### Information given
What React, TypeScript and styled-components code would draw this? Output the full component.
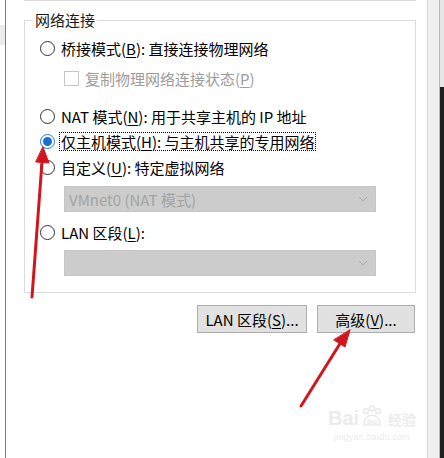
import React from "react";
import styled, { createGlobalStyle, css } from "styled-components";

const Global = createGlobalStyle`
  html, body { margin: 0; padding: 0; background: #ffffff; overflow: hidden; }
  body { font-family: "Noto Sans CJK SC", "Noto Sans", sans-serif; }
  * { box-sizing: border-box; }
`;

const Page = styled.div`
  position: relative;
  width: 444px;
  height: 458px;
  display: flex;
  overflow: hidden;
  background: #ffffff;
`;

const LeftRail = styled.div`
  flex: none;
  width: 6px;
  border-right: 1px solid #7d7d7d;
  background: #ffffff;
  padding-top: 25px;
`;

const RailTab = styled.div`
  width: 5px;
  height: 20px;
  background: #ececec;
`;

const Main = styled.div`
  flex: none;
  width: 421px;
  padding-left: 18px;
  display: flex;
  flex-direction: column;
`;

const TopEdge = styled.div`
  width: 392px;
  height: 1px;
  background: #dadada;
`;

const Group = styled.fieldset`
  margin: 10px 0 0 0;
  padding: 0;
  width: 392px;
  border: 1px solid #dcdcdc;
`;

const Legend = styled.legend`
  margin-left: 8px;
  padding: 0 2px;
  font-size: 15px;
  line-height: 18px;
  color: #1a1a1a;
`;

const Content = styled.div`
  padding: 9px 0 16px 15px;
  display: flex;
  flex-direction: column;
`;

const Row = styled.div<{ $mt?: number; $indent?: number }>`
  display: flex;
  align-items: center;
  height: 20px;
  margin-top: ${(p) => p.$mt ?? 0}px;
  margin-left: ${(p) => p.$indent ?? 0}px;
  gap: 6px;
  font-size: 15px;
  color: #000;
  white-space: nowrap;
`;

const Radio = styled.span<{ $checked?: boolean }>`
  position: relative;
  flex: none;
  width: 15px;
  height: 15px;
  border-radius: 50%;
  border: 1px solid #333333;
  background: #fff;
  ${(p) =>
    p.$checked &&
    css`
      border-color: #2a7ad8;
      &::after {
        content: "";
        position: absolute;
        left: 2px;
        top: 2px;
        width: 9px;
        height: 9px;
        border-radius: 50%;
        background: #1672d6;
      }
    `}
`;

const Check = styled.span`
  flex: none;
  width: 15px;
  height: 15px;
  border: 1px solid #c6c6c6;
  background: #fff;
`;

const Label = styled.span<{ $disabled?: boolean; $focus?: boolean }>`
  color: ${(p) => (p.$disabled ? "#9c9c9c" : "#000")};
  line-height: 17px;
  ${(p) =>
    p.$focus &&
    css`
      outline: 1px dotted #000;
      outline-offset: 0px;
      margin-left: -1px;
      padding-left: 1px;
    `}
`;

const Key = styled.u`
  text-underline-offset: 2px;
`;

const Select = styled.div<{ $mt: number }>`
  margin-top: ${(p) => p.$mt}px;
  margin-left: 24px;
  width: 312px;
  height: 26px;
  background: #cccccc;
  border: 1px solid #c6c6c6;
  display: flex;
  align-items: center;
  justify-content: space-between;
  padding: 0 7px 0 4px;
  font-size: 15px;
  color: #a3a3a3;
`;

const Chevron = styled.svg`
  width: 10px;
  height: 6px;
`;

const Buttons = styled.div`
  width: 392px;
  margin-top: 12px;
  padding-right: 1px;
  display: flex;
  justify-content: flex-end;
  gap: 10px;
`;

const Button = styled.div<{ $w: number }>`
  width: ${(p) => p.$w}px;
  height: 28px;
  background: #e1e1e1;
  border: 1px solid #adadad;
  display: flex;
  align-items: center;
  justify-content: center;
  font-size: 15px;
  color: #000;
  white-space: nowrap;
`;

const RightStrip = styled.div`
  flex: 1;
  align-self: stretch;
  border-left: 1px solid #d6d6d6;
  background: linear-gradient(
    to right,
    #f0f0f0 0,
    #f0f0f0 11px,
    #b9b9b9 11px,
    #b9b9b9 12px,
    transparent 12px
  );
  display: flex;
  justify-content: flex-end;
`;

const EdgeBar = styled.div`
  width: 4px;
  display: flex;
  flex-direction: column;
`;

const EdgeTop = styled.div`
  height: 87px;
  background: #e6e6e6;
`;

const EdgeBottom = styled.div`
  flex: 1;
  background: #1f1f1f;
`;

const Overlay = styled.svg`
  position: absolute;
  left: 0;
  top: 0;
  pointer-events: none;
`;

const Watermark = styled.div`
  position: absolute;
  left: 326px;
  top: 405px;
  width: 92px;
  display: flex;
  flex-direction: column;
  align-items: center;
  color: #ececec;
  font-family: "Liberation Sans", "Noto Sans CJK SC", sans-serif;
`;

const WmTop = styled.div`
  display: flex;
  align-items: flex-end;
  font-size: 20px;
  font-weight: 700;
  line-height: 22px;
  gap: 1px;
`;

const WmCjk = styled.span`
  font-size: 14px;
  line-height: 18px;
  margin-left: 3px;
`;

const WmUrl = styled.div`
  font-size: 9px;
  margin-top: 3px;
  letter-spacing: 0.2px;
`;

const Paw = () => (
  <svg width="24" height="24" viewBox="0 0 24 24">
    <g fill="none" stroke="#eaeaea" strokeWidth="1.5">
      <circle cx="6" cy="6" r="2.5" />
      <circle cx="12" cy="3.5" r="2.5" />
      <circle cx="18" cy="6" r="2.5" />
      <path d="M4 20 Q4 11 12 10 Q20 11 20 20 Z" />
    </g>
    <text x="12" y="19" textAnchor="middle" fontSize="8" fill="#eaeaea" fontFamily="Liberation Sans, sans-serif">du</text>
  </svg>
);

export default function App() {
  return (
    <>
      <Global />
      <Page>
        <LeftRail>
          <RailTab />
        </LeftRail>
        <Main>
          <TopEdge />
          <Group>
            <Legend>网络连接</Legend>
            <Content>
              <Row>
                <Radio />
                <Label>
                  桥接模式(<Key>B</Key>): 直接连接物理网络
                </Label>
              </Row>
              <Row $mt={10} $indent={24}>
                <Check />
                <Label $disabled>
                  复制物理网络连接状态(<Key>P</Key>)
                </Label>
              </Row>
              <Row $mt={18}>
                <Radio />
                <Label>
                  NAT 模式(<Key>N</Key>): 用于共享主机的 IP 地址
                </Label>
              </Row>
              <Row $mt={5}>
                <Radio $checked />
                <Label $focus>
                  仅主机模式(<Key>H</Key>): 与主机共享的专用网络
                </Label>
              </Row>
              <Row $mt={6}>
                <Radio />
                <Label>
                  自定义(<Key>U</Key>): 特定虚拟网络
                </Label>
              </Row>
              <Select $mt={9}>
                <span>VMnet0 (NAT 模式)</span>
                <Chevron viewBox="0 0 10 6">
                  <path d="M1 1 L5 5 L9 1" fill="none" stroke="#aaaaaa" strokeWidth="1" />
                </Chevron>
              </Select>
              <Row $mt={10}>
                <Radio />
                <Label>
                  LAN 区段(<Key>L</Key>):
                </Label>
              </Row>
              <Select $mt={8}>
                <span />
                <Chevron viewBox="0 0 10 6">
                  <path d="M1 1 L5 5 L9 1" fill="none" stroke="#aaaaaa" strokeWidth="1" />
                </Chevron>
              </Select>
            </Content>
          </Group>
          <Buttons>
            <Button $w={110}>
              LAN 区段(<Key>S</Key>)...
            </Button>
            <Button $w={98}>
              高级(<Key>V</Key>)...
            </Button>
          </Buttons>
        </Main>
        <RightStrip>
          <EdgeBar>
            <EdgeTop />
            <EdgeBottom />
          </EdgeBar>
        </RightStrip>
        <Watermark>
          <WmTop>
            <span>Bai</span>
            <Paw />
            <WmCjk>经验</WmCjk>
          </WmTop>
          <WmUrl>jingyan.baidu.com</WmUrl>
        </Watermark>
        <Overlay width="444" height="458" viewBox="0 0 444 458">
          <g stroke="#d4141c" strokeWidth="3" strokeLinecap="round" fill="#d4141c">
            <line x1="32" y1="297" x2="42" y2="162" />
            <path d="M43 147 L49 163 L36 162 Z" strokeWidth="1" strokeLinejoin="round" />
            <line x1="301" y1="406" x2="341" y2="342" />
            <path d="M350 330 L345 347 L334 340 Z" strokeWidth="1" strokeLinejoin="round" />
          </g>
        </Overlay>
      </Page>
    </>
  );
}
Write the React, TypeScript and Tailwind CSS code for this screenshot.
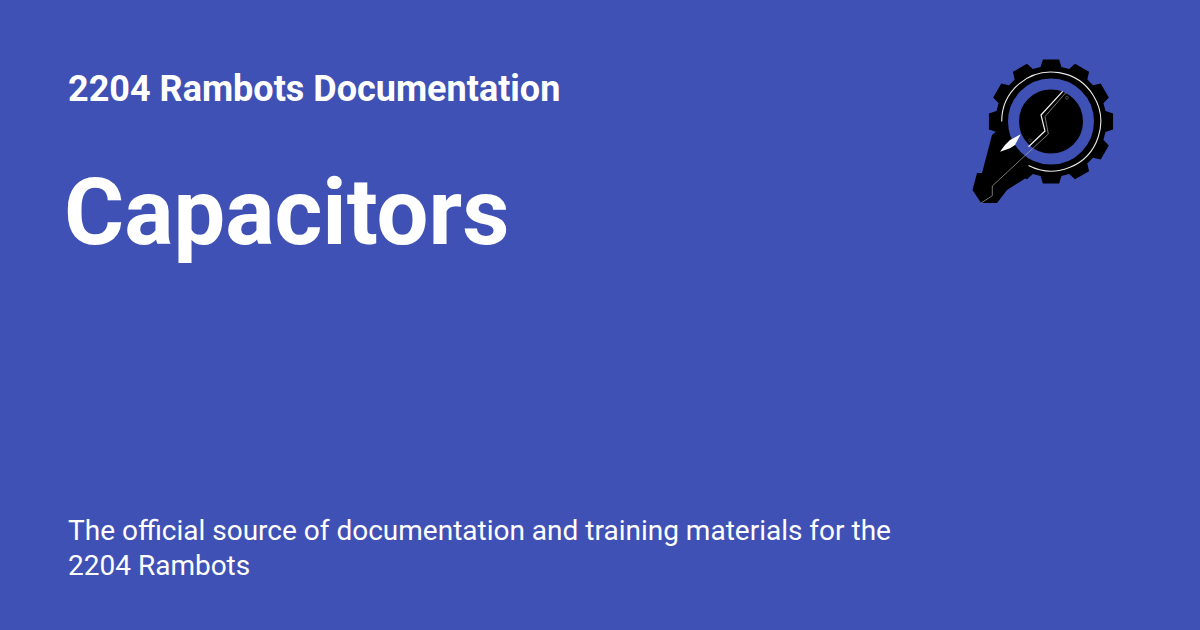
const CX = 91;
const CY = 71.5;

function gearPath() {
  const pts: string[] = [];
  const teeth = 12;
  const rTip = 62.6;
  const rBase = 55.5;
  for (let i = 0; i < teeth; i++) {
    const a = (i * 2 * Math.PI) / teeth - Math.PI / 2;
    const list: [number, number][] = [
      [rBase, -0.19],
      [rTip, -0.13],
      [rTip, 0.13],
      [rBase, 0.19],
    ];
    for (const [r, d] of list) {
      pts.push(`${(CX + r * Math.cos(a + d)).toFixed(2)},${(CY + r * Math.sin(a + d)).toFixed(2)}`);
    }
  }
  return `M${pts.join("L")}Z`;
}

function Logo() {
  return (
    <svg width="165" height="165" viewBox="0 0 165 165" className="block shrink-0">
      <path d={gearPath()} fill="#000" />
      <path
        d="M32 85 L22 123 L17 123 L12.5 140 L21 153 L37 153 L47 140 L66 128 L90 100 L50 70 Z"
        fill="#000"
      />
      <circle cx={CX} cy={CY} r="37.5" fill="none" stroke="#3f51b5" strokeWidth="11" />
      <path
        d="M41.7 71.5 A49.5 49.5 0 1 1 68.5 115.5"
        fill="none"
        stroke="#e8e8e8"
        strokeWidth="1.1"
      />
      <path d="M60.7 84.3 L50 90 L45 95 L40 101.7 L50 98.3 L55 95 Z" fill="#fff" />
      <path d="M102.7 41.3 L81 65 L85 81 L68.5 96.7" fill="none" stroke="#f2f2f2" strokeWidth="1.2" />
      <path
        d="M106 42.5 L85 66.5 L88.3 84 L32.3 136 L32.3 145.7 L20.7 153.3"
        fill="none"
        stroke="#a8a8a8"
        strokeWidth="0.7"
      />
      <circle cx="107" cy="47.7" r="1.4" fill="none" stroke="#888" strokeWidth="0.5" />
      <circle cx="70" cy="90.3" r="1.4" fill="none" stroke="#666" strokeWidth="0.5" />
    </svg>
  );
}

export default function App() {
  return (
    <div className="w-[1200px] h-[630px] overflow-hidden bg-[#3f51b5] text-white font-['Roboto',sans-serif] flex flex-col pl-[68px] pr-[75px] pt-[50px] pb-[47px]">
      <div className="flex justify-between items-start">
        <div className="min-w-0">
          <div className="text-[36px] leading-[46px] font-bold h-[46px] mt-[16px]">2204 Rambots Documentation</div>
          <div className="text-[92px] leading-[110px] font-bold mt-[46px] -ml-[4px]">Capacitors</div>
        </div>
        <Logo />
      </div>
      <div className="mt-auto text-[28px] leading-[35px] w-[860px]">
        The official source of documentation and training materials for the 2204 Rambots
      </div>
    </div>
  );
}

### What is expected
Copy each line of the records above that carries the word "React".

### Complete output
What React, TypeScript and styled-components code would draw this? Output the full component.
import React from "react";
Write the React, TypeScript and Tailwind CSS code for this screenshot.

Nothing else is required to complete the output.